I was very encouraged by a recent Bloomberg article regarding Katten Muchin Rosenman. The piece describes the strategic priorities of Roger Furey, the newly-named chair of the firm. The three top priorities are:
- Getting the word out regarding the firm’s reputation. Reportedly, the firm has an excellent reputation with existing clients and the goal is to make the broader market more aware of this.
- Determine what the firm’s clients view as their needs. As is the case with all firms (or for that matter, any service related business), understanding the needs of clients — learning directly from them about what they are thinking and what they need — will allow the firm to better serve them (and when done properly, almost always result in organic growth).
- Attorney development. The firm intends to better use its more senior lawyers to enhance the capabilities of its more junior lawyers.
There is a lot to like about what this new managing partner is doing; but there are four things in particular that I love about this strategy.
- It is Achievable – Exotic, industry conquering objectives can be exciting but are often unrealistic. Goals that aren’t achievable can be more destructive than no goals at all. Outlining a series of objectives that are realized helps build a foundation of confidence and trust. And from here more aggressive objectives can be addressed.

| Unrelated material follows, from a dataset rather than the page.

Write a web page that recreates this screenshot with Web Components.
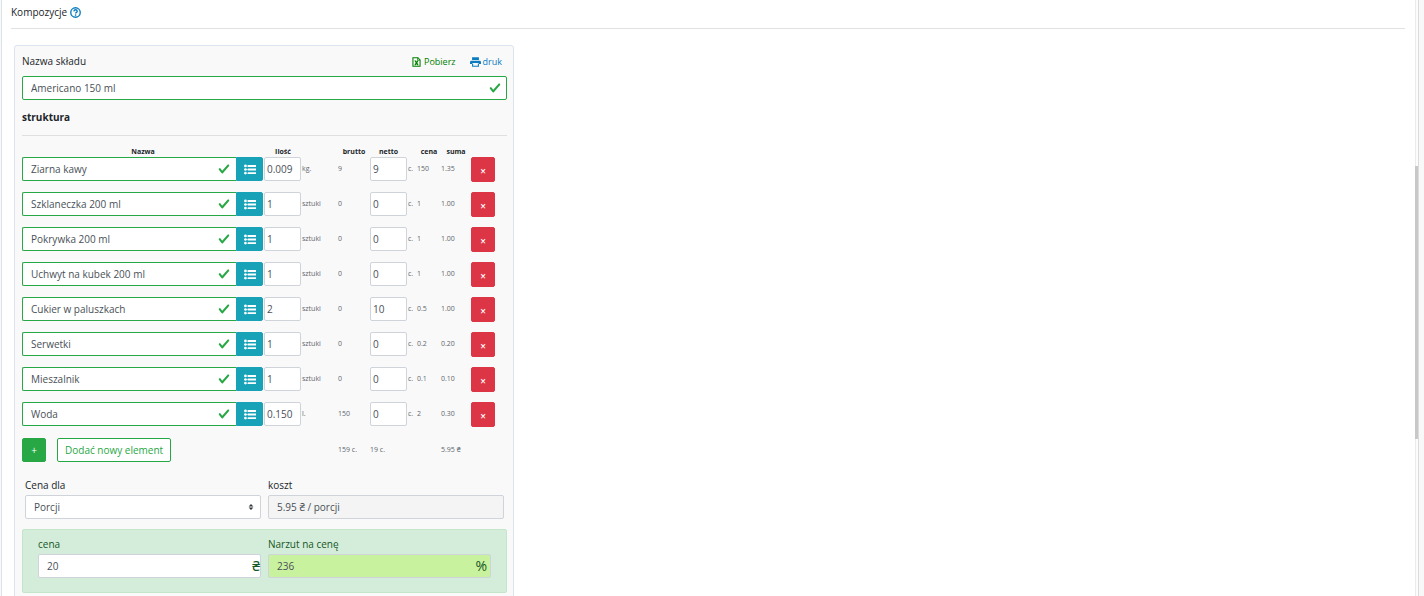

- It engages clients and attorneys – Attorneys and clients are the obvious life blood of any law firm. Strategic priorities that get both involved in advancing the firm’s strength is a recipe for success.
- It provides clear direction – The Katten priorities provide guidance as to where the firm will focus and where it intends to invest resources. The priorities say the firm is going to be about enhancing its reputation through deeper service relationships with clients; and that it intends to accomplish this by listening to the clients, understanding their needs, and developing enhanced capabilities aligned with these needs.
- It is Positive – This simple set of priorities creates a strategy that is easy to rally around. It is easily understood, easy to believe in and feel good about.
During these times where reports of law firm struggles continue to dominate the news, I found this article encouraging.
Does your firm’s strategy provide positive direction and is it achievable?